En el ámbito automotriz, el avance de los vehículos eléctricos ha reforzado la centralidad de China. No solo produce a gran escala, sino que lidera el procesamiento de materias primas críticas como el litio, el cobalto y las tierras raras. Más del 70% del litio procesado globalmente y alrededor del 60% del cobalto pasan por sus plantas. Incluso los fabricantes que ensamblan sus autos en suelo estadounidense o mexicano dependen directa o indirectamente de materiales chinos.
El sector farmacéutico tampoco escapa. Cerca del 80% de los principios activos de los medicamentos que se consumen en Estados Unidos provienen de China o de India, que a su vez se abastece en buena medida del mercado chino. Durante la pandemia, bastó con que unas fábricas chinas cerraran temporalmente para que escasearan antibióticos y analgésicos en todo Occidente.

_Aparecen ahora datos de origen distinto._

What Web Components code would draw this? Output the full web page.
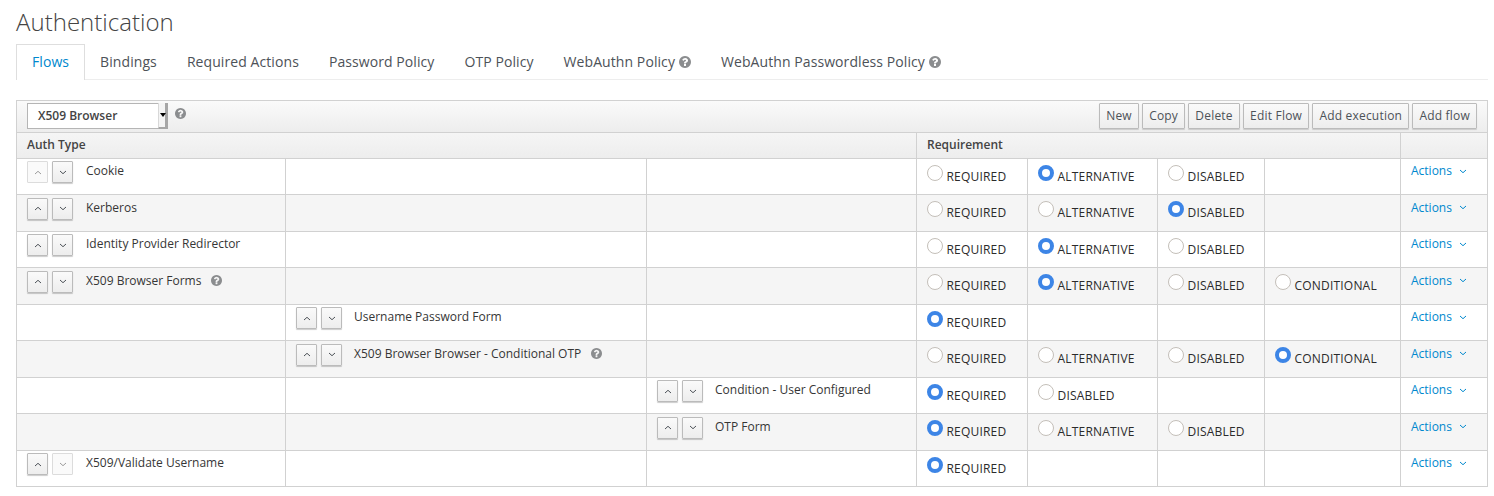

Los bienes de consumo, desde ropa y calzado hasta electrodomésticos y juguetes, completan el cuadro. Aunque ha habido cierta diversificación, China sigue siendo el proveedor principal, representando más del 30% de las importaciones estadounidenses en este rubro. Su eficiencia, infraestructura y red de proveedores hacen que, por ahora, resulte insustituible.
Frente a este escenario, la respuesta más visible ha sido el uso de aranceles. Desde 2018, Washington ha gravado cientos de miles de millones de dólares en productos chinos con el objetivo de nivelar la balanza comercial y presionar por reformas estructurales. Pero la eficacia de esta política ha sido, cuando menos, cuestionable. Las tarifas aumentaron los costos para consumidores y empresas estadounidenses, sin lograr un cambio profundo en las dinámicas comerciales. Incluso durante la Administración Trump, los aranceles se levantaban y se restablecían con frecuencia, especialmente en bienes que resultaban esenciales para la propia economía estadounidense, como teléfonos móviles u ordenadores.
La diversificación, por tanto, no es solo deseable, sino necesaria. Y aunque hay avances —como el crecimiento del nearshoring en México o la expansión de Apple en India—, la transición será larga. Replicar la capacidad industrial de regiones como Shenzhen lleva años, y construir ecosistemas industriales desde cero es una tarea titánica.
En definitiva, Estados Unidos intenta cumplir una misión crítica y compleja: reducir su dependencia sin romper sus cadenas. Pero como en cualquier cinta de Misión Imposible, el reloj avanza, las amenazas se multiplican y el éxito —si llega— será parcial, costoso y plagado de giros inesperados.
*José Félix Valdivieso, Director de IE China Observatory, autor del libro “China para los nuevos bárbaros” (Nola editores, junio 2024).